It’s summertime, and I am five years old. In the bedroom that I share with my older brother in our small apartment in Chicago, I awake to the sound of my father’s sobbing, a sound I have never heard before. A telegram has informed him that his brother Anselm, who lives in New York, has died unexpectedly of a heart attack at the age of forty-five. It’s the first time I have ever seen my father cry. I climb onto his lap, frightened and upset, trying to comfort him.
Despite the many losses he has known, my father is usually optimistic and positive, a cheerful man with a wry sense of humor. I’m always giggling at his jokes, although I have no idea what most of them mean, especially the ones in German and Polish.
Anselm was the only one of my father’s four siblings to survive the war–the last living link to the family and life they left behind in Europe. As a child, I don’t yet understand what this loss represents: a final end to my father’s prewar world, a last connection to his childhood and his past. What cruel irony for his brother to escape the Holocaust and survive the war, only to die at a relatively young age in this new country.
Now it’s 1964, I’m 18, a college student home for the summer. My parents have just moved to Brooklyn after a disastrous two-year attempt at living in Florida. I’ve become the designated driver for them; my mother never learned to drive, and my father is in failing health and no longer has confidence in his driving abilities. He asks me one day, when my mother is at work, to drive him to the cemetery where his brother Anselm is buried. He hasn’t been there in many years.
I’ve never visited a cemetery and have no idea what to expect. This one is halfway out on Long Island, an hour’s drive from Brooklyn. As we approach the big iron gate, I am shocked that the place looks ancient, overcrowded, neglected. No beautiful green expanses of lawn here, just jumbled, closely-packed headstones, some broken, half-hidden. Searching for Anselm’s plot through a labyrinth of deeply-shaded walkways, we stop to read barely legible Hebrew names and dates on crooked grave markers. I feel the weight of memories buried here as we find the small crumbling headstone that marks Anselm’s grave.
Minutes pass slowly as my father and I stand in silence, tearfully contemplating this last reminder of his brother’s life. I don’t know what to say, cannot find words that feel right, my voice is caught in my throat. All I can do is take my father’s hand, trying to convey that I understand his pain, although I’m sure that I don’t. We search carefully for a few small stones to place gently on Anselm’s headstone, ashes to ashes, dust to dust. Holding tightly to one another’s hand, we find our way back along dark and winding gravel paths.
My father dies quite suddenly, three years later. He is sixty-four; I am twenty-one. The day at the cemetery replays in my mind. I wish I would have had more curiosity about his life, asked better and deeper questions while I had the chance.
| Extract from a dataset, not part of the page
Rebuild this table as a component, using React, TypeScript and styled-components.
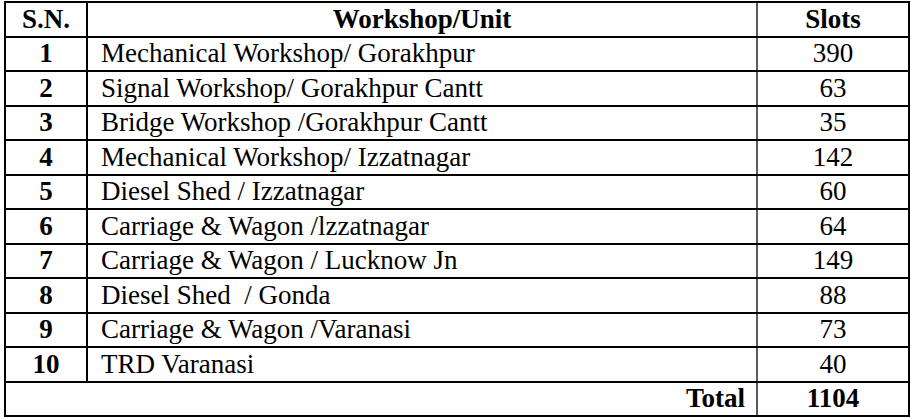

A couple of years after his death, I move to Tel Aviv. While taking a nap in my apartment one sunny afternoon, I have a dream about him: we are riding on a bus together, on a wide boulevard near the Mediterranean, talking and laughing, when suddenly and without warning, he pulls the cord to signal the driver. The bus slows and stops, and he gets off. Puzzled, the other passengers and I descend from the bus and see that my father is lying in the street, dead. We stand calmly in silence for a long time, looking, then reluctantly we climb back on the bus and it continues on its way.
Judith Teich, a retired behavioral health services researcher and clinical social worker, earned a BA in English from Boston University and an MSW from New York University. Her personal essays have been published in JAMA, the Washington Post, and most recently in the Christian Science Monitor and Moment Magazine.